Most of the incidents that Mr. Cannice describes as particularly distressing, and thus as aggravating his condition, were also part of the basis for his harassment claim. He appears to suggest that those incidents constitute discrimination because any type of aggravation constitutes failure to accommodate when the disability in question is depression. We do not believe, however, that the obligation to make reasonable accommodation extends to providing an aggravation-free environment. The facts, for instance, that Mr. Cannice was frequently summoned for questioning about a sexual harassment complaint that he made, and that he was more closely monitored than his colleagues, do not, as a matter of law, amount to a failure by Norwest to accommodate his disability and thus do not give rise to a claim for damages against Norwest.
Mr.
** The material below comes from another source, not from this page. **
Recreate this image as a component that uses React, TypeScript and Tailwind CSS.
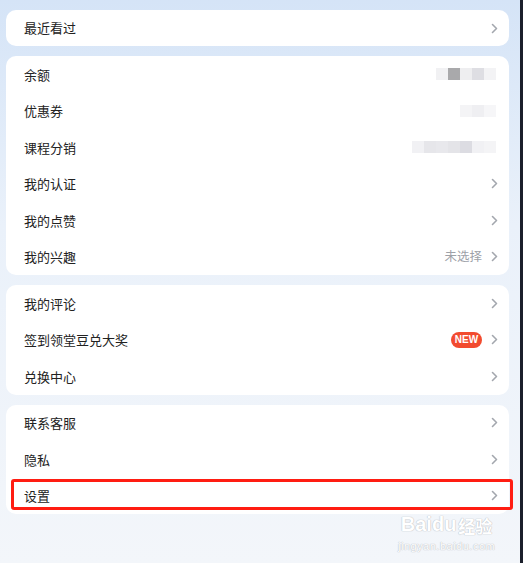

Cannice names only one type of accommodation that Norwest could have made, namely, providing him with a private, unmonitored telephone line so that he could talk to his doctor, friends, or family if he experienced a panic attack. Mr. Cannice requested such a private telephone line, but Norwest offered him instead the use of the telephones in a conference room and in his manager's office. Mr. Cannice testified that neither of these options was satisfactory because the telephones were too far from his desk and he would have difficulty reaching them during an attack. There is no evidence, however, that the lack of a private telephone line impaired his ability to work or aggravated his disability. He did not testify that he in fact ever suffered an attack after he requested a private telephone line or that he ever had trouble reaching a telephone. At worst, he was made anxious by the knowledge that his own telephone was monitored and that the other telephones were some distance away. Most important, he did not say that he would have been able to continue functioning in his job if Norwest had provided him with a private telephone line.
Mr. Cannice has identified no other accommodation that might have prevented his condition from deteriorating and would have enabled him to stay on at Norwest. He therefore failed to make a submissible case on his discrimination claim, and, accordingly, we affirm the trial court's grant of judgment as a matter of law to Norwest on that claim.
For the reasons stated, we reverse the trial court's denial of Norwest's motion for judgment as a matter of law on Mr. Cannice's harassment claim, and we affirm the trial court's grant of judgment as a matter of law to Norwest on Mr. Cannice's discrimination claim. We remand the case to the trial court for the entry of a judgment consistent with this opinion.
MORRIS SHEPPARD ARNOLD, Circuit Judge.